In August of the last-named year, on the passage by Congress of the territorial organization bill, he was appointed by President Polk one of the territory's supreme court justices--an honor of which he was not to learn for many months. In September, leading a company of 150 men, he started for the California goldfields, arriving at the Yuba mines on November 5. Six weeks later he left the mines to become the attorney and general agent of John A. Sutter, Jr.
In July 1849 he left the employ of Sutter and on August 13 was appointed by General Bennet Riley judge of the superior tribunal of California. In the movement for statehood that year he took an active part, and in the election of November 13, which ratified the constitution, was chosen governor by a vote almost equal to the combined vote of the four other contestants.
The government thus set up in December of that year was legitimized by the admission of California, September 9, 1850, but by the time the news arrived Burnett had tired of his post and on January 9, 1851, he resigned. For several years thereafter he practised law. In the beginning of 1857 he was appointed to fill a vacancy in the supreme court of the state, serving until October 1858.
From San Jose, which he had made his home since about 1854, he moved to San Francisco in 1863 and with Sam Brannan and Joseph W. Winans founded the Pacific Bank, of which he was made president.

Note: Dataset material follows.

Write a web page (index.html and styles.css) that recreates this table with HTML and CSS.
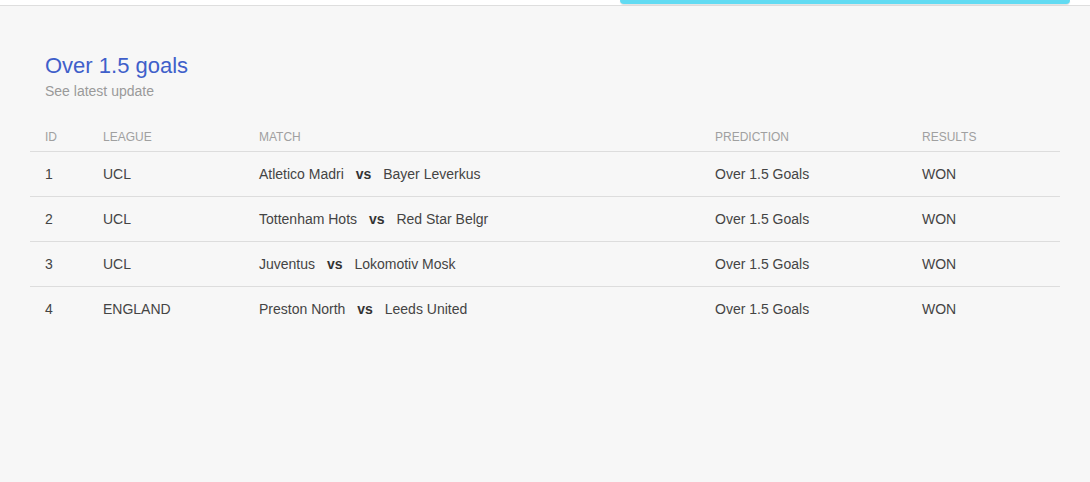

Peter Burnett also founded the city of Oregon City in Butte County, California.
In 1880 he retired from business and the same year brought out his Recollections and Opinions of an Old Pioneer.
He died at age 87 in his San Francisco home.
Achievements
Peter Hardeman Burnett was primarily known as a governor, who served in California for a year before the state was actually admitted to the United States in 1850. During his early years in California he succeeded in paying off the indebtedness incurred in Missouri.
His career achievements were the following: he was one of the nine members who were chosen to the legislative committee of Oregon in 1844, in 1845 he was apointed as a judge of the supreme court, and on the preliminary establishment of a territorial government in 1848 was elected to the legislature. He was also appointed by President Polk as one of the territory's supreme court justices and later served as a judge of the superior tribunal of California from 1849. At the same year Burnett took an active part in the election of ratification of the constitution, and was chosen governor by a vote almost equal to the combined vote of the four other contestants.
Another Burnett's achievement, after he moved to San Francisco in 1863, was that along with Sam Brannan and Joseph W. Winans he founded the Pacific Bank, of which he was made president. Peter Burnett also founded the city of Oregon City in Butte County, California.
Characterized as an aloof politician with little support from the Legislature by the San Francisco, Sacramento and Los Angeles press, Burnett grew frustrated as his agenda ground to a halt, and his governance style increasingly criticized. He became a regular fixture of ridicule in the state's newspapers and on the floor of the Legislature. With little over a year in office, Burnett, the first governor of the state, became the first to resign, announcing his resignation in January 1851. Burnett cited personal matters for his departure. Lieutenant Governor John McDougall replaced Burnett as the Governor of California on 9 January.
Although never venturing into politics much after the 1860s, Burnett was an active supporter of the federal Chinese Exclusion Act of 1882.
Views
Quotations:
From Burnett's First Annual Message to the Legislature, December 21, 1849:
"For some years past I have given this subject my most serious and candid attention; and I most cheerfully lay before you the result of my own reflections. There is, in my opinion, but one of two consistent courses to take in reference to this class of population; either to admit them to the full and free enjoyment of all the privileges guaranteed by the Constitution to others, or exclude them from the State. If we permit them to settle in our State, under existing circumstances, we consign them, by our own institutions, and the usages of our own society, to a subordinate and degraded position, which is in itself but a species of slavery. They would be placed in a situation where they would have no efficient motives for moral or intellectual improvement, but must remain in our midst, sensible of their degradation, unhappy themselves, enemies to the institutions and the society whose usages have placed them there, and for ever fit teachers in all the schools of ignorance, vice, and idleness.
We have certainly the right to prevent any class of population from settling in our State, that we may deem injurious to our own society. Had they been born here, and had acquired rights in consequence, I should not recommend any measures to expel. They are not now here, except a few in comparison with the numbers that would be here; and the object is to keep them out. "
Personality
Hittell describes Burnett as tall and spare, but strong and rugged, and adds that he was of a cheerful disposition, with a fondness for reminiscences and anecdotes. Bancroft rates him as a man of no particular force, but with an ability to accommodate himself to circumstances and to make friends and avoid making enemies.